Scientists from the University of Jaén and the University of Santiago de Compostela in Spain have conducted research to identify the most suitable semiconductor materials for high-power optical transmission (HPOT) in terrestrial and underwater environments.
HPOT, also known as laser power transmission, is an approach that uses a monochromatic light source to transfer continuous power to a remote system via an optical photovoltaic converter (OPC).
“Within the upcoming year, we aim to initiate the manufacture of OPCs based on indium gallium nitride (InGaN) and indium aluminum nitride (InAlN) as proof of concept, laying the groundwork to surpass the maximum efficiencies reported to date,” researcher Pablo Sanmartín told pv magazine.
Their modeling considered three types of recombination mechanisms and was validated by comparing the results for GaAs with empirical results from the scientific literature.
“The concordance between the obtained results is noteworthy, exhibiting relative errors that remain below 1.6% for all parameters and input power densities,” the researchers said.
The group conducted a series of tests and found that the maximum efficiencies were 67.3% at 70 Wcm-2 for GaAs, 70.6% at 75 Wcm-2 for InGaN, and 70.3% at 150 Wcm-2 for InAlN. In the atmosphere, InGaN showed the highest efficiencies within the 10 km, ranging from 70.5 to 65.3%, while InAlN displayed results from 70.3 to 65.1%. In compression, GaAs results were lower at 67.3% to 62.4%.

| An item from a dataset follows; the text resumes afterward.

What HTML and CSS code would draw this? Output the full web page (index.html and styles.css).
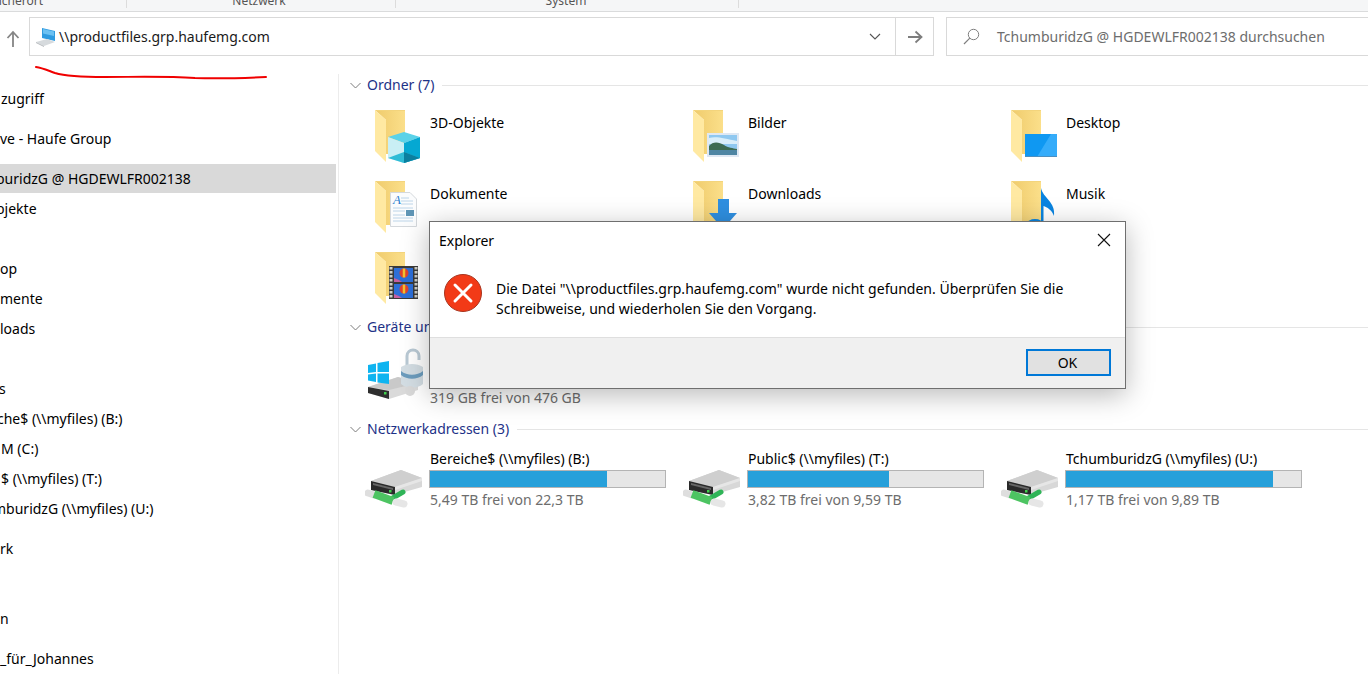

The nitrides also displayed better results when the medium was water. InGaN achieved a 9.8% global efficiency at 100 meters, while InAlN did 8.6%. In contrast, GaAs presented much more inferior results, with the efficiency dropping to 2.4% at only 1 meter.
“This semiconductor is practically unusable for underwater applications,” the academics said. “It is worth noting that at a distance of 20 m, nitride-based OPCs still reach a global efficiency of over 46%.
The research group said that the nitrides could potentially produce roughly ten times more energy in the same amount of time. They exhibit high efficiencies of more than 63% at extreme light intensities of 1,000 Wcm-2. For comparison, GaAs's highest achievable efficiency is around the same as 67.3% at 100 Wcm-2.
“This enhancement is mainly attributed to the reduction of series resistance losses at intense illuminations, from 28% to around 14%, due to the decrease of current density caused by the use of higher energy gap materials,” they explained.
They described their findings in “Wide-bandgap III-V materials for high-efficiency air and underwater optical photovoltaic power transmission,” which was recently published in Solar Energy Materials and Solar Cells.
“It is worth noting that the potential fabrication of the devices is constrained to the technological manufacturing restrictions that may arise during the process, as growing the semiconductors with sufficient quality, reaching the desired doping levels or avoid lattice mismatches between the layers,” the researchers said. “The viability of the process also depends on whether the preferred wavelengths or similar are available. In addition, the monochromatic light source should be able to provide such intense power densities and guarantee an operable angular dispersion of the beam within the distances considered.”